Cada una de ustedes tiene una luz. Al ver sus rostros esta tarde y al recordar los que he visto a medida que he viajado por el mundo, veo semblantes resplandecientes, “aun como los rostros de ángeles” (Helamán 5:36). En un mundo ensombrecido por la oscuridad del pecado, los semblantes de Nefi y Lehi, hijos de Helamán, “brillaban en gran manera” (Helamán 5:36). Aquellos que los rodeaban deseaban tener esa misma luz y preguntaron: “…¿Qué haremos para que sea quitada esta nube de tinieblas que nos cubre?” (Helamán 5:40). Se les enseñó a arrepentirse y a tener fe en Jesucristo. Al hacerlo, la nube de tinieblas se disipó y fueron rodeados con luz, una columna de fuego, y llenos del gozo inefable del Espíritu Santo (véase Helamán 5:43–45).

Al compartir ustedes su luz, también los demás encontrarán aún más luz. ¿Hay alguien que necesite su luz más que su familia?
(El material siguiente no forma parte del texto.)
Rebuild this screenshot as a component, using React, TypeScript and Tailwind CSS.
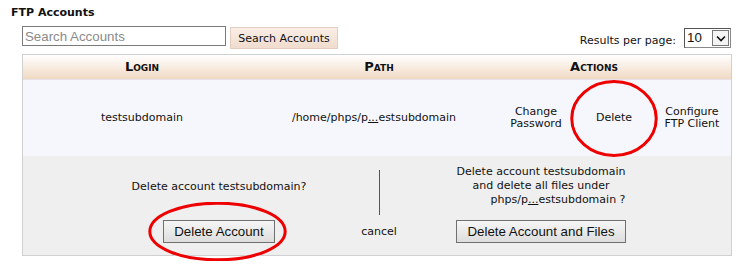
import React from 'react';

const verdana = { fontFamily: '"DejaVu Sans", Verdana, sans-serif' };

function Ellipse({ className }: { className: string }) {
  return (
    <svg className={`pointer-events-none absolute ${className}`} viewBox="0 0 100 100" preserveAspectRatio="none">
      <ellipse cx="50" cy="50" rx="48" ry="48" fill="none" stroke="#ee0000" strokeWidth="3" vectorEffect="non-scaling-stroke" />
    </svg>
  );
}

function Dots() {
  return <span className="underline">...</span>;
}

export default function App() {
  return (
    <div className="relative w-[753px] h-[270px] bg-white text-[11px] text-[#111]" style={verdana}>
      <div className="pl-[11px] pt-[6px] font-bold leading-[14px]">FTP Accounts</div>

      {/* Search bar */}
      <div className="flex items-start h-[22px] pl-[22px] pr-[22px] mt-[6px]">
        <input
          className="w-[204px] h-[20px] border border-[#7a7a7a] px-[2px] text-[13.3px] leading-[18px] placeholder:text-[#8a8a8a] outline-none"
          style={{ fontFamily: '"Liberation Sans", Arial, sans-serif' }}
          placeholder="Search Accounts"
        />
        <button className="ml-[4px] mt-[1px] w-[108px] h-[22px] border border-[#e2cdbf] bg-gradient-to-b from-[#fbeee6] to-[#f1dcce] text-[11px] leading-[20px] pt-[1px]">
          Search Accounts
        </button>
        <div className="ml-auto flex items-center mt-[1px]">
          <span className="mr-[8px] mt-[6px]">Results per page:</span>
          <div
            className="flex w-[47px] h-[20px] border border-[#888] border-t-[#555] border-l-[#555] bg-white"
            style={{ fontFamily: '"Liberation Sans", Arial, sans-serif' }}
          >
            <span className="flex-1 pl-[2px] text-[13.3px] leading-[18px]">10</span>
            <span className="w-[17px] h-[16px] mt-[1px] mr-[1px] border border-[#777] flex items-center justify-center bg-[#f4f4f4]">
              <svg width="10" height="7" viewBox="0 0 10 7">
                <path d="M1 1.5 L5 5.5 L9 1.5" fill="none" stroke="#111" strokeWidth="1.6" />
              </svg>
            </span>
          </div>
        </div>
      </div>

      {/* Table */}
      <div className="ml-[22px] w-[710px] mt-[6px] border border-[#d0d0d0]">
        <div className="flex h-[25px] items-center bg-gradient-to-b from-[#ffffff] to-[#f1dac4] border-b border-[#e6e2e8] font-bold text-[13px] [font-variant:small-caps]">
          <div className="w-[238px] text-center">Login</div>
          <div className="w-[236px] text-center">Path</div>
          <div className="flex-1 text-center pr-[40px]">Actions</div>
        </div>

        <div className="flex h-[76px] items-center bg-[#f6f7fc]">
          <div className="w-[238px] text-center">testsubdomain</div>
          <div className="w-[226px] text-center">
            /home/phps/p<Dots />estsubdomain
          </div>
          <div className="w-[10px]" />
          <div className="w-[78px] text-center leading-[12px]">Change<br />Password</div>
          <div className="w-[78px] text-center">Delete</div>
          <div className="w-[78px] text-center leading-[12px]">Configure<br />FTP Client</div>
        </div>

        <div className="flex h-[99px] bg-[#efefef] pl-[58px]">
          <div className="w-[276px] flex flex-col items-center pt-[24px]">
            <div className="leading-[14px]">Delete account testsubdomain?</div>
            <button
              className="mt-[26px] w-[112px] h-[23px] border border-[#707070] bg-gradient-to-b from-[#f6f6f6] to-[#dddddd] text-[13.3px] leading-[20px]"
              style={{ fontFamily: '"Liberation Sans", Arial, sans-serif' }}
            >
              Delete Account
            </button>
          </div>
          <div className="w-[44px] flex flex-col items-center pt-[14px]">
            <div className="w-px h-[45px] bg-[#555]" />
            <div className="mt-[10px] leading-[14px]">cancel</div>
          </div>
          <div className="w-[280px] flex flex-col items-center pt-[9px]">
            <div className="leading-[14px] text-center">
              <div>Delete account testsubdomain</div>
              <div>and delete all files under</div>
              <div className="pl-[34px]">phps/p<Dots />estsubdomain ?</div>
            </div>
            <button
              className="mt-[13px] w-[170px] h-[23px] border border-[#707070] bg-gradient-to-b from-[#f6f6f6] to-[#dddddd] text-[13.3px] leading-[20px]"
              style={{ fontFamily: '"Liberation Sans", Arial, sans-serif' }}
            >
              Delete Account and Files
            </button>
          </div>
        </div>
      </div>

      <Ellipse className="left-[570px] top-[80px] w-[88px] h-[77px]" />
      <Ellipse className="left-[147px] top-[202px] w-[141px] h-[59px]" />
    </div>
  );
}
Las veo a ustedes, extraordinarias jovencitas de semblantes brillantes, como la fortaleza del presente y la esperanza del futuro en sus hogares y en la Iglesia.

Jesucristo es la luz que debemos sostener en alto. “Él es la luz, la vida y la esperanza del mundo. Su camino es el sendero que lleva a la felicidad en esta vida y a la vida eterna en el mundo venidero” (“El Cristo Viviente: El Testimonio de los Apóstoles”, Liahona, abril de 2000, págs. 2–3). Que cada una de nosotras brille con Su luz, en el nombre de Jesucristo. Amén.